Some of them are patent. In modern times it is an almost universal law that all mixed-white populations derive their white blood exclusively from the father, their dark blood exclusively from the mother. I do not know that I can tell you precisely what effect this would have,[202] but it is certain that such a divergence from what is customary within the race limits would exert a decided influence both physically and socially. It is generally believed among students of heredity that the psychical qualities are inherited more from the mother, the physical more from the father; and if this holds good in most cases, we should expect the children of such unions to be intellectually inferior to the average of their parents. This I think is true. Advocates of miscegenation, such as de Quatrefages, Serres and others, are apt to draw a different conclusion, because they compare the average intellectual ability of the products of such unions with the average of the lower race, and this is certainly in favor of the mixed stock, but is an unscientific procedure.
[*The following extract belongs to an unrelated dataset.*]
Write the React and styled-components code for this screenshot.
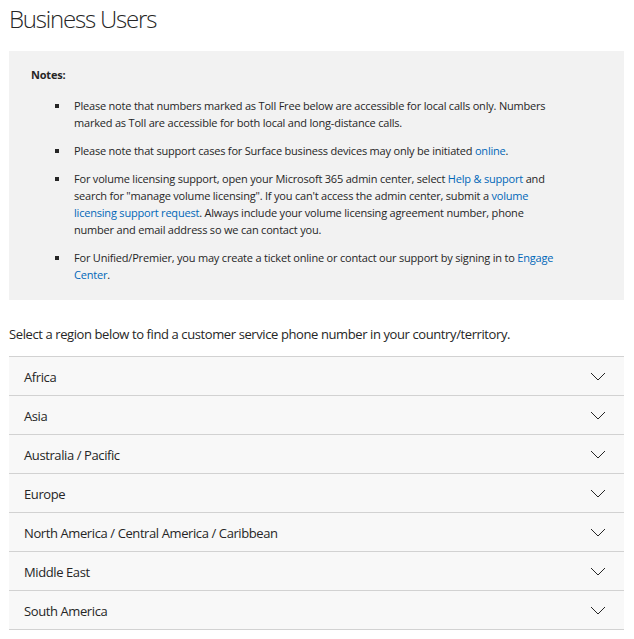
import React from "react";
import styled, { createGlobalStyle } from "styled-components";

const GlobalStyle = createGlobalStyle`
  html, body { margin: 0; padding: 0; background: #fff; }
  body { font-family: "Open Sans", "Noto Sans", sans-serif; color: #262626; }
`;

const Page = styled.div`
  padding: 0 10px 0 9px;
`;

const Title = styled.h1`
  margin: 0;
  padding-top: 4px;
  font-size: 24px;
  line-height: 30px;
  font-weight: 300;
  letter-spacing: -1.2px;
  color: #262626;
`;

const NotesBox = styled.section`
  margin-top: 17px;
  background: #f2f2f2;
  padding: 15px 60px 17px 22px;
  font-size: 11px;
  line-height: 17px;
  letter-spacing: -0.2px;
`;

const NotesLabel = styled.div`
  font-weight: 700;
`;

const List = styled.ul`
  list-style: none;
  margin: 14px 0 0;
  padding: 0 0 0 24px;
  display: flex;
  flex-direction: column;
  gap: 11px;
`;

const Item = styled.li`
  display: flex;
  align-items: flex-start;
`;

const Bullet = styled.span`
  flex: none;
  width: 4px;
  height: 4px;
  background: #262626;
  margin: 7px 15px 0 0;
`;

const Link = styled.a`
  color: #0067b8;
  text-decoration: none;
`;

const Intro = styled.p`
  margin: 24px 0 0;
  font-size: 13px;
  line-height: 20px;
  letter-spacing: -0.4px;
`;

const Accordion = styled.div`
  margin-top: 12px;
  border-top: 1px solid #d2d2d2;
`;

const Row = styled.button`
  all: unset;
  box-sizing: border-box;
  width: 100%;
  height: 39px;
  display: flex;
  align-items: center;
  justify-content: space-between;
  padding: 1px 18px 0 15px;
  background: #f8f8f8;
  border-bottom: 1px solid #d2d2d2;
  font-size: 13px;
  letter-spacing: -0.4px;
  color: #262626;
  cursor: pointer;
`;

const Chevron = () => (
  <svg width="16" height="9" viewBox="0 0 16 9" fill="none">
    <polyline points="1,1 8,8 15,1" stroke="#262626" strokeWidth="1" />
  </svg>
);

const regions = [
  "Africa",
  "Asia",
  "Australia / Pacific",
  "Europe",
  "North America / Central America / Caribbean",
  "Middle East",
  "South America",
];

export default function App() {
  return (
    <>
      <GlobalStyle />
      <Page>
        <Title>Business Users</Title>
        <NotesBox>
          <NotesLabel>Notes:</NotesLabel>
          <List>
            <Item>
              <Bullet />
              <span>
                Please note that numbers marked as Toll Free below are accessible for local calls only. Numbers marked as Toll are accessible for both local and long-distance calls.
              </span>
            </Item>
            <Item>
              <Bullet />
              <span>
                Please note that support cases for Surface business devices may only be initiated <Link href="#">online</Link>.
              </span>
            </Item>
            <Item>
              <Bullet />
              <span>
                For volume licensing support, open your Microsoft 365 admin center, select <Link href="#">Help &amp; support</Link> and search for "manage volume licensing". If you can't access the admin center, submit a <Link href="#">volume licensing support request</Link>. Always include your volume licensing agreement number, phone number and email address so we can contact you.
              </span>
            </Item>
            <Item>
              <Bullet />
              <span>
                For Unified/Premier, you may create a ticket online or contact our support by signing in to <Link href="#">Engage Center</Link>.
              </span>
            </Item>
          </List>
        </NotesBox>
        <Intro>Select a region below to find a customer service phone number in your country/territory.</Intro>
        <Accordion>
          {regions.map((r) => (
            <Row key={r}>
              <span>{r}</span>
              <Chevron />
            </Row>
          ))}
        </Accordion>
      </Page>
    </>
  );
}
It is also true that in perhaps ninety per cent. of the cases, these mixed unions are illegal, and the children suffer under the stigma of illegitimacy. This means more or less deficiency in home training, education, legal protection, and social recognition. In primitive conditions this was not the case, and hence race minglings at that time were under far more favorable auspices.
In most modern communities the prejudice against members or partial members of the dark races forces them to rest content with unequal advantages, if not educational, at least social, and the recognition of these invisible barriers must necessarily have a deteriorating influence on ambition. This of course was not the case in primitive society, where no other power was recognized than that of the strong right arm.
The possibility of a vigorous and fertile cross-race under certain conditions seems therefore to have been demonstrated by the past history of the species. Is it a desirable result in itself? May we look forward to the commingling of races as worth the fostering care of states and societies? The question bristles with difficulties--moral, not physical difficulties.
There can be no doubt but that any white mixed race is lower in the scale of intelligence than the pure white race. A white man entails indelible degradation on his descendants who takes in marriage a woman of a darker race; and any relation other than that of marriage, no matter if it does lift the lower race, is unauthorized by any sound moral code. Still more to be deplored is the woman of the white race who unites herself with a man of a lower ethnic type. It cannot be too often repeated, too emphatically urged, that it is to the women alone of the highest race that we must look to preserve the purity of the type, and with it the claims of the race to be the highest. They have no holier duty, no more sacred mission, than that of transmitting in its integrity the heritage of ethnic endowment gained by the race through thousands of generations of struggle. That philanthropy is false, that religion is rotten, which would sanction a white woman enduring the embrace of a colored man.
The two problems we have now discussed seem to present a dilemma. The pure races do not flourish out of their physiological surroundings; and yet some of them are not adequate for the work required by modern culture. What resource have we? The answer is, in the union of the lower races among themselves, especially the Mongolian and the African. Thus we may expect a blending capable of resisting the heat of the tropics, and intelligent enough to carry out the directions of that race which will ever and everywhere maintain its supremacy so long as it maintains its ethnic purity--the Eurafrican.